Arriva l’Iri, prelievo al 24% per il reddito d’impresa

Debutta, dopo vari tentativi, l’imposta sul reddito di impresa (Iri) per le imprese individuali e le società di persone in regime di contabilità ordinaria. Lo stabilisce l’articolo 1, comma 547, della legge di bilancio 2017 che ha introdotto l’articolo 55-bis del Dpr 916/86.
La norma dispone che il reddito d’impresa degli imprenditori individuali e delle società in nome collettivo e in accomandita semplice in regime di contabilità ordinaria, è escluso dalla formazione del reddito complessivo e viene assoggettato a tassazione separata con l’aliquota pari al 24%, ovvero con l’aliquota prevista per i soggetti Ires.
Il reddito di impresa, di conseguenza, non concorre alla formazione del reddito complessivo dell’imprenditore o del socio almeno fino a quando questi soggetti non preleveranno le somme dalla sfera dell’impresa. Infatti nella fattispecie non si applicherà più l’articolo 5 del Tuir che prevede la tassazione per trasparenza dei redditi delle società di persone.
Quando l’imprenditore o i propri soci preleveranno le somme già assoggettate a Iri dai conti bancari dell’impresa, queste somme hanno ancora natura di reddito di impresa e concorreranno a formare integralmente il reddito complessivo personale dell’imprenditore, dei collaboratori dell’impresa familiare o dei soci. Quindi le somme prelevate non seguono le regole del reddito di capitale tassabili al 49,72%, ma saranno tassate per intero.
A sua volta, dal reddito dell’impresa individuale o della società, sono ammesse in deduzione le somme prelevate a favore dell’imprenditore, dei collaboratori familiari o dei soci. La deduzione è determinata al netto (quindi viene ridotta) delle perdite residue computabili in diminuzione dai redditi di impresa dei periodi di imposta successivi.
La norma non brilla per chiarezza e nemmeno gli esempi contenuti nella relazione accompagnatoria aiutano. La norma vuole evitare una doppia deduzione, prima sottraendo per intero le somme prelevate e successivamente con la normale deduzione della perdita; ma può riguardare anche le eccedenze di somme prelevate in un periodo di imposta rispetto agli utili realizzati nello stesso periodo utilizzando gli utili conseguiti negli esercizi precedenti.
Le somme prelevate dalle riserve di utili formate precedentemente alla applicazione dell’Iri rimangono esenti da Irpef in quanto già tassate in regime di trasparenza. Interessante la regola secondo cui si considerano distribuite per prime le riserve formate antecedentemente al regime dell’Iri.
L’Iri non è un regime obbligatorio; infatti come disposto nel comma 4 del nuovo articolo 55-bis, l’opzione ha durata per cinque periodi di imposta ed è rinnovabile (la norma non dice se per un anno o per un quinquennio).

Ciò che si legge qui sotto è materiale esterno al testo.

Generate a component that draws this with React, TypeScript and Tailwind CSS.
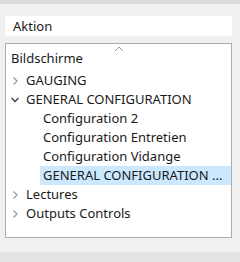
const font = { fontFamily: '"Noto Sans", "Open Sans", sans-serif' };

function Chevron({ open }: { open?: boolean }) {
  if (open) {
    return (
      <svg width="10" height="19" viewBox="0 0 10 19" className="shrink-0">
        <path d="M1.5 8 L5 11.5 L8.5 8" fill="none" stroke="#404040" strokeWidth="1.3" />
      </svg>
    );
  }
  return (
    <svg width="10" height="19" viewBox="0 0 10 19" className="shrink-0">
      <path d="M3.5 6.5 L7 10 L3.5 13.5" fill="none" stroke="#9c9c9c" strokeWidth="1.3" />
    </svg>
  );
}

function Node({ label, open }: { label: string; open?: boolean }) {
  return (
    <div className="flex h-[19px] items-center pl-[4px] gap-[6px]">
      <Chevron open={open} />
      <span>{label}</span>
    </div>
  );
}

function Leaf({ label, selected }: { label: string; selected?: boolean }) {
  return (
    <div
      className={
        selected
          ? 'h-[19px] ml-[34px] pl-[3px] bg-[#cce8ff] whitespace-nowrap overflow-hidden'
          : 'h-[19px] ml-[34px] pl-[3px] whitespace-nowrap overflow-hidden'
      }
    >
      {label}
    </div>
  );
}

export default function App() {
  return (
    <div className="w-[240px] h-[262px] bg-[#f0f0f0] flex flex-col text-[13px] leading-[19px] text-[#1a1a1a]" style={font}>
      <div className="h-[4px] bg-[#dadada]" />
      <div className="flex-1 pl-[5px] pr-[8px] pt-[12px] flex flex-col">
        <div className="h-[20px] bg-white pl-[8px] text-[13px] leading-[20px]">Aktion</div>
        <div className="mt-[7px] h-[195px] bg-white border border-[#adadad] relative pt-[5px]">
          <svg width="10" height="6" viewBox="0 0 10 6" className="absolute left-[108px] top-[2px]">
            <path d="M1 5 L5 1 L9 5" fill="none" stroke="#9a9a9a" strokeWidth="1" />
          </svg>
          <div className="h-[19px] pl-[5px]">Bildschirme</div>
          <div className="mt-[3px]">
            <Node label="GAUGING" />
            <Node label="GENERAL CONFIGURATION" open />
            <Leaf label="Configuration 2" />
            <Leaf label="Configuration Entretien" />
            <Leaf label="Configuration Vidange" />
            <Leaf label="GENERAL CONFIGURATION ..." selected />
            <Node label="Lectures" />
            <Node label="Outputs Controls" />
          </div>
        </div>
      </div>
      <div className="h-[10px] bg-[#e3e3e3]" />
    </div>
  );
}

L’opzione deve essere esercitata nella dichiarazione dei redditi, con effetto dal periodo di imposta cui è riferita la dichiarazione; per il 2017 l’opzione va quindi comunicata nel modello Unico 2018.
La norma estende il regime dell’Iri anche alle società a responsabilità limitata che hanno i requisiti per optare per la trasparenza fiscale ai sensi dell’articolo 116 del Tuir. Queste società possono optare per le disposizioni di cui al nuovo articolo 55-bis in alternativa alla trasparenza fiscale. In questo caso gli utili prelevati dai soci delle srl hanno natura di reddito di impresa e non di reddito di capitale.
Viene modificato anche il criterio di deducibilità delle perdite di impresa per i soggetti che optano per l’Iri; infatti esse si deducono per intero anche oltre il quinquennio. Se cessa il regime Iri torma il limite temporale quinquennale considerando l’ultimo anno come periodo di imposta di formazione delle perdite.
La relazione illustrativa al disegno di legge precisa che la disposizione è finalizzata anche a favorire la capitalizzazione delle imprese, in quanto scompone, ai fini impositivi, il reddito generato dall’impresa dagli altri redditi percepiti dall’imprenditore, assoggettati all’ordinaria Irpef in misura progressiva.
Infine una disposizione di carattere previdenziale: il contributo annuo dovuto per gli iscritti alle gestioni previdenziali degli artigiani e commercianti, non tiene conto del reddito assoggettato a Iri. La norma richiama l’intero articolo 55-bis del Tuir, ma si ritiene che quando l’utile viene prelevato dal titolare o dai soci non potrà che essere sottoposto a contribuzione, tenuto conto che è sempre definito reddito di impresa.